Stuckey's filed a complaint for a temporary restraining order and a preliminary injunction against the removal of the sign and a declaratory judgment action pursuant to Alabama Code 1975, § 23-1-278(b), against the defendants: the Alabama Highway Department, Perry A. Hand, and M.L. Risher, seeking a declaration that the Stuckey's billboard did not violate the Highway Department's Regulation No. 1. The trial court entered a temporary restraining order, and the defendants consented to the entry of a preliminary injunction.
The Alabama Highway Department is a department of the State of Alabama created by statute, Alabama Code 1975, § 23-1-20. Hand is the director of the Highway Department and Risher is a division engineer employed by the Highway Department.
The defendants filed an answer to the complaint for the declaratory judgment, and they counterclaimed, alleging that the Stuckey's billboard violated the Highway Beautification Act — Outdoor Advertising. The trial court entered its findings of fact, conclusions of law, and judgment on May 18, 1992, holding that the billboard did not violate the Highway Department regulation or the Act, and it entered a judgment in favor of Stuckey's and against the defendants:
"CONCLUSIONS OF LAW
"1. Since Plaintiff's billboard was substantially less than 50% damaged, Highway Department Rule and Regulation No. 1 is inapplicable and does not require removal of the billboard or render it illegal.

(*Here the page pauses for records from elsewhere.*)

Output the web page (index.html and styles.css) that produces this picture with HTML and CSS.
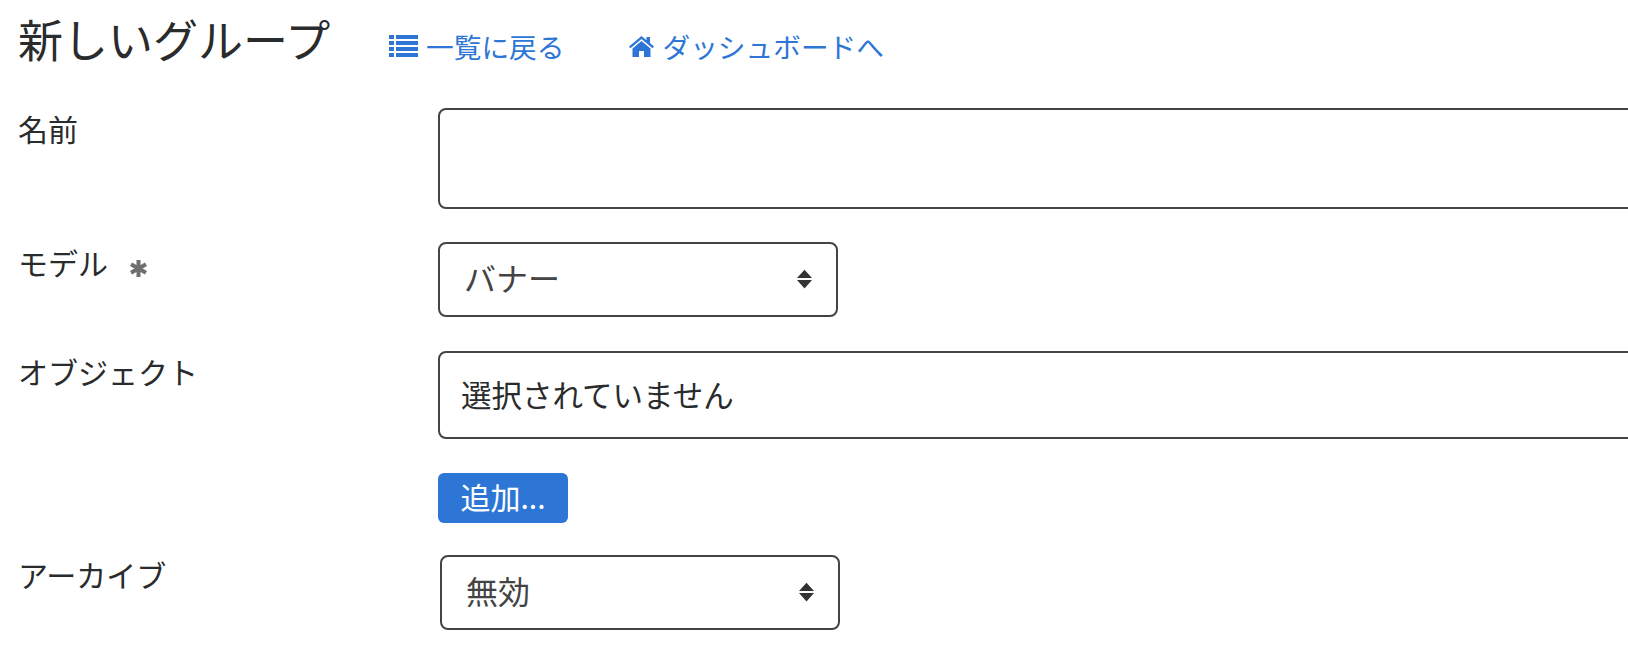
FILE: index.html
```html
<!DOCTYPE html>
<html lang="ja">
<head>
<meta charset="utf-8">
<title>新しいグループ</title>
<link rel="stylesheet" href="styles.css">
</head>
<body>
<header class="page-head">
  <h1 class="title">新しいグループ</h1>
  <nav class="links">
    <a class="link" href="#">
      <svg class="icon-list" viewBox="0 0 29 22" aria-hidden="true"><path d="M0 0h5v4H0zM7 0h22v4H7zM0 6h5v4H0zM7 6h22v4H7zM0 12h5v4H0zM7 12h22v4H7zM0 18h5v4H0zM7 18h22v4H7z"/></svg>
      <span>一覧に戻る</span>
    </a>
    <a class="link" href="#">
      <svg class="icon-home" viewBox="0 0 25 21" aria-hidden="true"><path d="M12.500 0 0 10.500l1.500 1.700L12.500 3l11 9.200 1.500-1.700-4-3.400V1h-3.500v3.200z"/><path d="M12.500 5 3.500 12.500V21H10v-6h5v6h6.500v-8.500z"/></svg>
      <span>ダッシュボードへ</span>
    </a>
  </nav>
</header>
<form class="form">
  <div class="row row-name">
    <label class="label">名前</label>
    <input class="text-input" type="text">
  </div>
  <div class="row row-model">
    <label class="label">モデル<svg class="req" viewBox="0 0 17 17" aria-hidden="true"><path d="M8.500 0v17M1 4.200l15 8.600M16 4.200 1 12.800"/></svg></label>
    <div class="select-wrap">
      <select class="select"><option>バナー</option></select>
      <svg class="arrows" viewBox="0 0 16 20" aria-hidden="true"><path d="M8 0l8 9H0zM0 11h16l-8 9z"/></svg>
    </div>
  </div>
  <div class="row row-object">
    <label class="label">オブジェクト</label>
    <div class="object-box">選択されていません</div>
  </div>
  <div class="row row-add">
    <span class="label"></span>
    <button class="add" type="button">追加...</button>
  </div>
  <div class="row row-archive">
    <label class="label">アーカイブ</label>
    <div class="select-wrap select-wrap-shift">
      <select class="select"><option>無効</option></select>
      <svg class="arrows" viewBox="0 0 16 20" aria-hidden="true"><path d="M8 0l8 9H0zM0 11h16l-8 9z"/></svg>
    </div>
  </div>
</form>
</body>
</html>
```
FILE: styles.css
```css
* { box-sizing: border-box; }
html, body { margin: 0; height: 100%; overflow: hidden; background: #fff; }
body {
  padding: 14px 0 0 18px;
  font-family: "Noto Sans CJK JP", "Liberation Sans", sans-serif;
  font-weight: 400;
  color: #292b2c;
  font-size: 30px;
  line-height: 1.5;
}
.page-head { display: flex; align-items: flex-start; height: 94px; }
.title { margin: 0; margin-top: -3px; font-size: 45px; font-weight: 400; line-height: 56px; width: 371px; height: 56px; }
.links { display: flex; gap: 65px; padding-top: 12px; }
.link { display: flex; align-items: center; gap: 8px; color: #2d76d6; text-decoration: none; font-size: 27.700px; line-height: 40px; font-weight: 400; }
.icon-list { width: 29px; height: 22px; fill: currentColor; }
.icon-home { width: 25px; height: 21px; fill: currentColor; }
.form { display: flex; flex-direction: column; }
.row { display: flex; align-items: flex-start; }
.label { width: 420px; flex: none; display: flex; align-items: flex-start; line-height: 40px; }
.row-name { height: 134px; }
.row-model { height: 109px; }
.row-object { height: 122px; }
.row-add { height: 82px; }
.row-archive .label { margin-top: -1px; }
.text-input, .object-box, .select {
  border: 2px solid #444;
  border-radius: 8px;
  background: #fff;
}
.text-input { width: 1400px; height: 101px; flex: none; }
.req { width: 17px; height: 17px; margin: 18px 0 0 22px; fill: none; stroke: #6f6f6f; stroke-width: 4; }
.select-wrap { position: relative; width: 400px; height: 75px; flex: none; }
.select-wrap-shift { margin-left: 2px; }
.select {
  appearance: none;
  -webkit-appearance: none;
  width: 100%;
  height: 100%;
  padding: 0 0 5px 24px;
  font: inherit;
  font-size: 32px;
  color: #444;
}
.arrows { position: absolute; right: 26px; top: 27px; width: 15px; height: 20px; fill: #333; }
.object-box { width: 1400px; height: 88px; flex: none; padding: 0 0 0 21px; display: flex; align-items: center; font-size: 30.500px; }
.add {
  width: 130px;
  height: 50px;
  flex: none;
  padding: 0 0 5px;
  border: 0;
  border-radius: 6px;
  background: #2d76d6;
  color: #fff;
  font: inherit;
  font-size: 30px;
  line-height: 42px;
}
```
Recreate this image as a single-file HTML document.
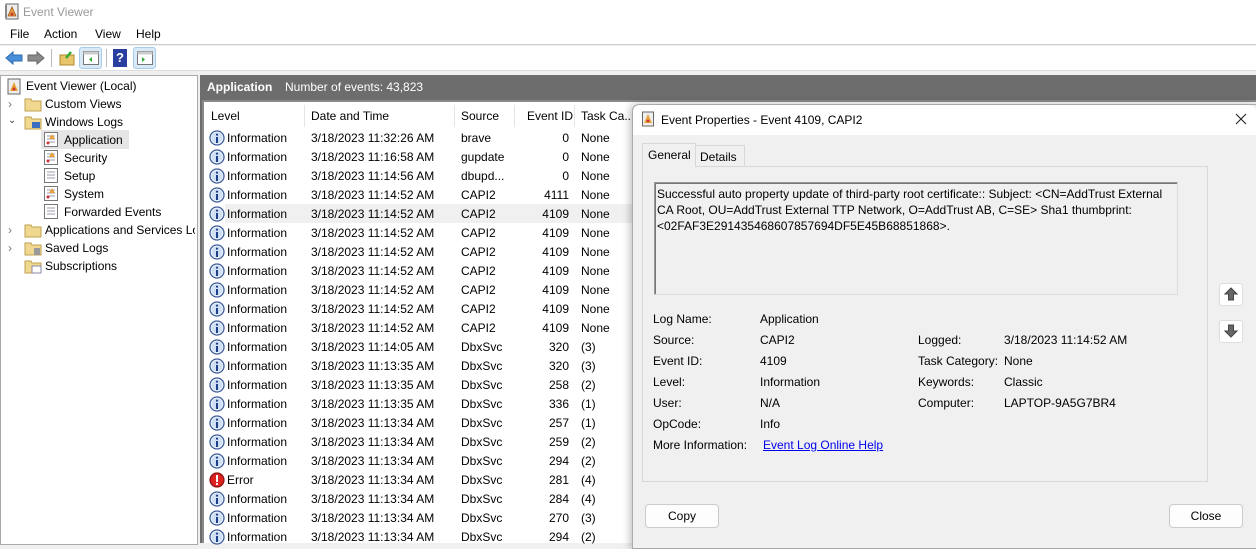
<!DOCTYPE html>
<html><head><meta charset="utf-8"><style>
*{margin:0;padding:0;box-sizing:border-box}
body{width:1256px;height:543px;overflow:hidden;background:#f0f0f0;font-family:"Liberation Sans",sans-serif;font-size:12px;color:#000;position:relative}
.a{position:absolute;white-space:nowrap}
.ico{position:absolute}
</style></head><body>
<div class="a" style="left:0;top:0;width:1256px;height:24px;background:#fff"></div>
<svg class="ico" style="left:4px;top:3px" width="16" height="17"><rect x="2" y="1" width="12" height="15" fill="#eee" stroke="#666"/><rect x="1" y="2" width="2" height="13" fill="#888"/><path d="M8 4 L12 13 L4 13 Z" fill="#e8a23a" stroke="#a0521a" stroke-width=".8"/><circle cx="8" cy="11" r="1.5" fill="#c33"/></svg>
<div class="a" style="left:23px;top:5px;color:#999;font-size:12px">Event Viewer</div>
<div class="a" style="left:0;top:24px;width:1256px;height:21px;background:#fff;border-bottom:1px solid #ccc"></div>
<div class="a" style="left:10px;top:27px">File</div>
<div class="a" style="left:44px;top:27px">Action</div>
<div class="a" style="left:95px;top:27px">View</div>
<div class="a" style="left:136px;top:27px">Help</div>
<div class="a" style="left:0;top:46px;width:1256px;height:25px;background:#fff;border-bottom:1px solid #ddd"></div>
<svg class="ico" style="left:4px;top:50px" width="42" height="16"><path d="M2 8 L9 2 L9 5 L18 5 L18 11 L9 11 L9 14 Z" fill="#4a90d9" stroke="#2a6cb0"/><path d="M40 8 L33 2 L33 5 L24 5 L24 11 L33 11 L33 14 Z" fill="#8a8a8a" stroke="#666"/></svg>
<div class="a" style="left:51px;top:49px;width:1px;height:18px;background:#bbb"></div>
<svg class="ico" style="left:58px;top:49px" width="18" height="18"><rect x="2" y="6" width="14" height="10" fill="#e8c56a" stroke="#b08a30"/><path d="M8 9 L13 3" stroke="#3a3" stroke-width="2.5"/></svg>
<div class="a" style="left:79px;top:47px;width:23px;height:22px;background:#d8eaf8;border:1px solid #a8cbea;border-radius:3px"></div>
<svg class="ico" style="left:83px;top:51px" width="16" height="14"><rect x=".5" y=".5" width="15" height="13" fill="#fff" stroke="#777"/><rect x=".5" y=".5" width="15" height="3" fill="#ccc"/><path d="M9 6 L6 8.5 L9 11Z" fill="#3a3"/></svg>
<div class="a" style="left:106px;top:49px;width:1px;height:18px;background:#bbb"></div>
<div class="a" style="left:113px;top:49px;width:14px;height:18px;background:#2a3ea0;color:#fff;font-weight:bold;font-size:13px;text-align:center;line-height:18px">?</div>
<div class="a" style="left:133px;top:47px;width:23px;height:22px;background:#d8eaf8;border:1px solid #a8cbea;border-radius:3px"></div>
<svg class="ico" style="left:137px;top:51px" width="16" height="14"><rect x=".5" y=".5" width="15" height="13" fill="#fff" stroke="#777"/><rect x=".5" y=".5" width="15" height="3" fill="#ccc"/><path d="M5 6 L8 8.5 L5 11Z" fill="#3a3"/></svg>
<div class="a" style="left:0;top:75px;width:198px;height:470px;background:#fff;border:1px solid #aaa"></div>
<svg class="ico" style="left:6px;top:78px" width="16" height="17"><rect x="2" y="1" width="12" height="15" fill="#eee" stroke="#666"/><path d="M8 4 L12 13 L4 13 Z" fill="#e8a23a"/><circle cx="8" cy="11" r="1.5" fill="#c33"/></svg>
<div class="a" style="left:26px;top:79px">Event Viewer (Local)</div>
<div class="a" style="left:8px;top:97px;color:#777">›</div>
<div class="a" style="left:8px;top:115px;color:#444;font-size:10px">⌄</div>
<div class="a" style="left:8px;top:223px;color:#777">›</div>
<div class="a" style="left:8px;top:241px;color:#777">›</div>
<svg class="ico" style="left:24px;top:96px" width="18" height="16"><path d="M1 3 L7 3 L8 5 L17 5 L17 15 L1 15Z" fill="#f0d890" stroke="#c0a050"/></svg>
<svg class="ico" style="left:24px;top:114px" width="18" height="16"><path d="M1 3 L7 3 L8 5 L17 5 L17 15 L1 15Z" fill="#f0d890" stroke="#c0a050"/><rect x="8" y="8" width="8" height="6" fill="#3a6cc0"/></svg>
<svg class="ico" style="left:24px;top:222px" width="18" height="16"><path d="M1 3 L7 3 L8 5 L17 5 L17 15 L1 15Z" fill="#f0d890" stroke="#c0a050"/></svg>
<svg class="ico" style="left:24px;top:240px" width="18" height="16"><path d="M1 3 L7 3 L8 5 L17 5 L17 15 L1 15Z" fill="#f0d890" stroke="#c0a050"/><rect x="10" y="8" width="6" height="7" fill="#999"/></svg>
<svg class="ico" style="left:24px;top:258px" width="18" height="16"><path d="M1 3 L7 3 L8 5 L17 5 L17 15 L1 15Z" fill="#f0d890" stroke="#c0a050"/><rect x="8" y="8" width="9" height="7" fill="#fff" stroke="#88a"/></svg>
<div class="a" style="left:45px;top:97px">Custom Views</div>
<div class="a" style="left:45px;top:115px">Windows Logs</div>
<div class="a" style="left:41px;top:130px;width:88px;height:19px;background:#e5e5e5"></div>
<div class="a" style="left:64px;top:133px">Application</div>
<div class="a" style="left:64px;top:151px">Security</div>
<div class="a" style="left:64px;top:169px">Setup</div>
<div class="a" style="left:64px;top:187px">System</div>
<div class="a" style="left:64px;top:205px">Forwarded Events</div>
<div class="a" style="left:45px;top:223px;width:150px;overflow:hidden">Applications and Services Lo</div>
<div class="a" style="left:45px;top:241px">Saved Logs</div>
<div class="a" style="left:45px;top:259px">Subscriptions</div>
<svg class="ico" style="left:43px;top:131px" width="16" height="90">
<g><rect x="1.5" y="1.5" width="13" height="14" fill="#fff" stroke="#777"/><path d="M4 5h8M4 8h8M4 11h8" stroke="#99a"/><path d="M9 3 L12 8 L6 8Z" fill="#e8a23a"/><circle cx="5" cy="12" r="1.5" fill="#c33"/></g>
<g transform="translate(0,18)"><rect x="1.5" y="1.5" width="13" height="14" fill="#fff" stroke="#777"/><path d="M4 5h8M4 8h8M4 11h8" stroke="#99a"/><path d="M9 3 L12 8 L6 8Z" fill="#e8a23a"/><circle cx="5" cy="12" r="1.5" fill="#c33"/></g>
<g transform="translate(0,36)"><rect x="1.5" y="1.5" width="13" height="14" fill="#fff" stroke="#777"/><path d="M4 5h8M4 8h8M4 11h8" stroke="#99a"/></g>
<g transform="translate(0,54)"><rect x="1.5" y="1.5" width="13" height="14" fill="#fff" stroke="#777"/><path d="M4 5h8M4 8h8M4 11h8" stroke="#99a"/><path d="M9 3 L12 8 L6 8Z" fill="#e8a23a"/><circle cx="5" cy="12" r="1.5" fill="#c33"/></g>
<g transform="translate(0,72)"><rect x="1.5" y="1.5" width="13" height="14" fill="#fff" stroke="#777"/><path d="M4 5h8M4 8h8M4 11h8" stroke="#99a"/></g>
</svg>
<div class="a" style="left:200px;top:75px;width:1056px;height:468px;background:#6d6d6d"></div>
<div class="a" style="left:207px;top:80px;color:#fff;font-weight:bold">Application</div>
<div class="a" style="left:285px;top:80px;color:#fff">Number of events: 43,823</div>
<div class="a" style="left:202px;top:100px;width:1054px;height:443px;background:#fff;border:2px solid #8a8a8a;border-right:none;border-bottom:none"></div>
<div class="a" style="left:205px;top:105px;width:440px;height:22px;background:#fff"></div>
<div class="a" style="left:211px;top:109px">Level</div>
<div class="a" style="left:304px;top:105px;width:1px;height:22px;background:#e5e5e5"></div>
<div class="a" style="left:311px;top:109px">Date and Time</div>
<div class="a" style="left:454px;top:105px;width:1px;height:22px;background:#e5e5e5"></div>
<div class="a" style="left:461px;top:109px">Source</div>
<div class="a" style="left:514px;top:105px;width:1px;height:22px;background:#e5e5e5"></div>
<div class="a" style="left:527px;top:109px">Event ID</div>
<div class="a" style="left:574px;top:105px;width:1px;height:22px;background:#e5e5e5"></div>
<div class="a" style="left:581px;top:109px">Task Ca...</div>
<div class="a" style="left:225px;top:204px;width:420px;height:19px;background:#f0f0f0"></div>
<div id="rows"></div>
<script>
var d=[["I","11:32:26","brave","0","None"],["I","11:16:58","gupdate","0","None"],["I","11:14:56","dbupd...","0","None"],["I","11:14:52","CAPI2","4111","None"],["I","11:14:52","CAPI2","4109","None"],["I","11:14:52","CAPI2","4109","None"],["I","11:14:52","CAPI2","4109","None"],["I","11:14:52","CAPI2","4109","None"],["I","11:14:52","CAPI2","4109","None"],["I","11:14:52","CAPI2","4109","None"],["I","11:14:52","CAPI2","4109","None"],["I","11:14:05","DbxSvc","320","(3)"],["I","11:13:35","DbxSvc","320","(3)"],["I","11:13:35","DbxSvc","258","(2)"],["I","11:13:35","DbxSvc","336","(1)"],["I","11:13:34","DbxSvc","257","(1)"],["I","11:13:34","DbxSvc","259","(2)"],["I","11:13:34","DbxSvc","294","(2)"],["E","11:13:34","DbxSvc","281","(4)"],["I","11:13:34","DbxSvc","284","(4)"],["I","11:13:34","DbxSvc","270","(3)"],["I","11:13:34","DbxSvc","294","(2)"]];
var h="";d.forEach(function(r,i){var y=131+i*19;
var ic=r[0]=="I"?'<svg class="ico" style="left:209px;top:'+(y-1)+'px" width="16" height="16"><circle cx="8" cy="8" r="7" fill="#fff" stroke="#3b5a9a" stroke-width="1.3"/><circle cx="8" cy="8" r="5.6" fill="#cfe0f5"/><rect x="7" y="7" width="2" height="6" fill="#1e3e8a"/><circle cx="8" cy="4.6" r="1.1" fill="#1e3e8a"/></svg>':'<svg class="ico" style="left:209px;top:'+(y-1)+'px" width="16" height="16"><circle cx="8" cy="8" r="7" fill="#d22" stroke="#811" stroke-width="1.2"/><rect x="7" y="3" width="2" height="7" fill="#fff"/><circle cx="8" cy="12" r="1.1" fill="#fff"/></svg>';
h+=ic+'<div class="a" style="left:227px;top:'+y+'px">'+(r[0]=="I"?"Information":"Error")+'</div><div class="a" style="left:311px;top:'+y+'px">3/18/2023 '+r[1]+' AM</div><div class="a" style="left:461px;top:'+y+'px">'+r[2]+'</div><div class="a" style="left:520px;width:49px;text-align:right;top:'+y+'px">'+r[3]+'</div><div class="a" style="left:581px;top:'+y+'px">'+r[4]+'</div>';});
document.getElementById("rows").innerHTML=h;
</script>
<div class="a" style="left:632px;top:104px;width:630px;height:445px;background:#f0f0f0;border:1px solid #aaa;border-radius:7px 7px 0 0;box-shadow:-2px 0 8px rgba(0,0,0,.25)"></div>
<div class="a" style="left:633px;top:105px;width:623px;height:30px;background:#fff;border-radius:7px 7px 0 0"></div>
<svg class="ico" style="left:641px;top:111px" width="14" height="16"><rect x="1.5" y="1" width="11" height="14" fill="#eee" stroke="#666"/><path d="M7 3 L11 12 L3 12Z" fill="#e8a23a"/><circle cx="7" cy="10" r="1.4" fill="#c33"/></svg>
<div class="a" style="left:661px;top:113px">Event Properties - Event 4109, CAPI2</div>
<svg class="ico" style="left:1235px;top:113px" width="12" height="12"><path d="M1 1L11 11M11 1L1 11" stroke="#222" stroke-width="1.1"/></svg>
<div class="a" style="left:642px;top:166px;width:566px;height:316px;border:1px solid #d8d8d8;background:#f0f0f0"></div>
<div class="a" style="left:642px;top:143px;width:54px;height:24px;border:1px solid #d8d8d8;border-bottom:none;background:#f0f0f0"></div>
<div class="a" style="left:648px;top:148px">General</div>
<div class="a" style="left:695px;top:145px;width:50px;height:21px;border:1px solid #d8d8d8;border-bottom:none;background:#f0f0f0"></div>
<div class="a" style="left:700px;top:150px">Details</div>
<div class="a" style="left:654px;top:182px;width:524px;height:113px;border:1px solid #999;border-right-color:#ddd;border-bottom-color:#ddd;box-shadow:inset 1px 1px 0 #777"></div>
<div class="a" style="left:657px;top:186px;line-height:16px;white-space:normal;width:520px">Successful auto property update of third-party root certificate:: Subject: &lt;CN=AddTrust External CA Root, OU=AddTrust External TTP Network, O=AddTrust AB, C=SE&gt; Sha1 thumbprint: &lt;02FAF3E291435468607857694DF5E45B68851868&gt;.</div>
<div class="a" style="left:1219px;top:283px;width:24px;height:23px;background:#fff;border:1px solid #ddd;border-radius:3px"></div>
<svg class="ico" style="left:1224px;top:287px" width="14" height="14"><path d="M7 1L13 7L9.5 7L9.5 13L4.5 13L4.5 7L1 7Z" fill="#666" stroke="#444"/></svg>
<div class="a" style="left:1219px;top:320px;width:24px;height:23px;background:#fff;border:1px solid #ddd;border-radius:3px"></div>
<svg class="ico" style="left:1224px;top:324px" width="14" height="14"><path d="M7 13L13 7L9.5 7L9.5 1L4.5 1L4.5 7L1 7Z" fill="#666" stroke="#444"/></svg>
<div class="a" style="left:653px;top:309px;line-height:21px">Log Name:<br>Source:<br>Event ID:<br>Level:<br>User:<br>OpCode:<br>More Information:</div>
<div class="a" style="left:760px;top:309px;line-height:21px">Application<br>CAPI2<br>4109<br>Information<br>N/A<br>Info</div>
<div class="a" style="left:763px;top:438px;color:#00e;text-decoration:underline">Event Log Online Help</div>
<div class="a" style="left:918px;top:330px;line-height:21px">Logged:<br>Task Category:<br>Keywords:<br>Computer:</div>
<div class="a" style="left:1004px;top:330px;line-height:21px">3/18/2023 11:14:52 AM<br>None<br>Classic<br>LAPTOP-9A5G7BR4</div>
<div class="a" style="left:645px;top:504px;width:74px;height:24px;background:#fdfdfd;border:1px solid #ccc;border-radius:4px;text-align:center;line-height:22px">Copy</div>
<div class="a" style="left:1169px;top:504px;width:74px;height:24px;background:#fdfdfd;border:1px solid #ccc;border-radius:4px;text-align:center;line-height:22px">Close</div>
</body></html>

"2. The facts and circumstances of this case would not justify removal of Plaintiff's billboard even had it been more than 50% damaged. The billboard was vandalized, damaged by the criminal or tortious acts of others. The billboard was structurally sound, and absent such vandalism would have stood for years to come. Plaintiff merely reerected the same sign, on new poles, at the same location. Requiring removal under such circumstances would achieve the apparent goal of the vandals while punishing Plaintiff when it was not at fault. Such would be unjust and inequitable and not within the spirit of the law.
"3. Plaintiff did not erect a new sign in violation of the Outdoor Advertising Act.
"4. Plaintiff's repair and reerection of its advertising billboard did not violate the Outdoor Advertising Act.
"5. The Court finds for the Plaintiff and against the Defendants."
This case was heard by the trial court without a jury. "Under the ' ore tenus rule,' a presumption of correctness accompanies the trial court's judgment when it has made findings of fact based on disputed oral testimony without a jury, and its judgment will not be reversed unless it is shown to be plainly and palpably wrong, considering all of the evidence and all inferences that can be logically drawn from the evidence. King v. Travelers Ins. Co., 513 So.2d 1023 (Ala. 1987); McCrary v. Butler, 540 So.2d 736 (Ala. 1989). This presumption, coupled with the wide discretion vested in the trial judge in declaratory judgment actions, Home Ins. Co. v. Hillview 78 West Fire District, 395 So.2d 43, 45 (Ala. 1981), compels the conclusion that the trial judge properly found that the billboard was legally reerected.
The State Highway Department contends that the repair and reerection of the billboard constituted "erecting a new billboard" in violation of the Act. The trial court found that the billboard was less than 50% damaged. Because the regulation provides that repairing and reerecting a billboard damaged more than 50% constitutes "the erection of a new sign" in violation of the Act, the converse necessarily follows: repairing and reerecting a billboard less than 50% damaged is not "erection of a new sign" and does not violate the Act. Ala. Code 1975, § 23-1-271(5).
The trial court's findings are fully supported by the evidence and they support the judgment. Therefore, that judgment is due to be affirmed. See Department of Transp. v. Keller Development Corp., 122 Ill. App.3d 1038, 78 Ill.Dec. 413, 462 N.E.2d 532 (1984); Gannett Outdoor of Chicago v. Baise, 163 Ill. App.3d 717, 114 Ill.Dec. 760, 516 N.E.2d 915 (1987); National Advertising Co. v. Bradshaw, 48 N.C. App. 10, 268 S.E.2d 816 (1980), review denied, appeal dismissed, 301 N.C. 400, 273 S.E.2d 446 (1980).
AFFIRMED.
HORNSBY, C.J., and MADDOX, HOUSTON and KENNEDY, JJ., concur.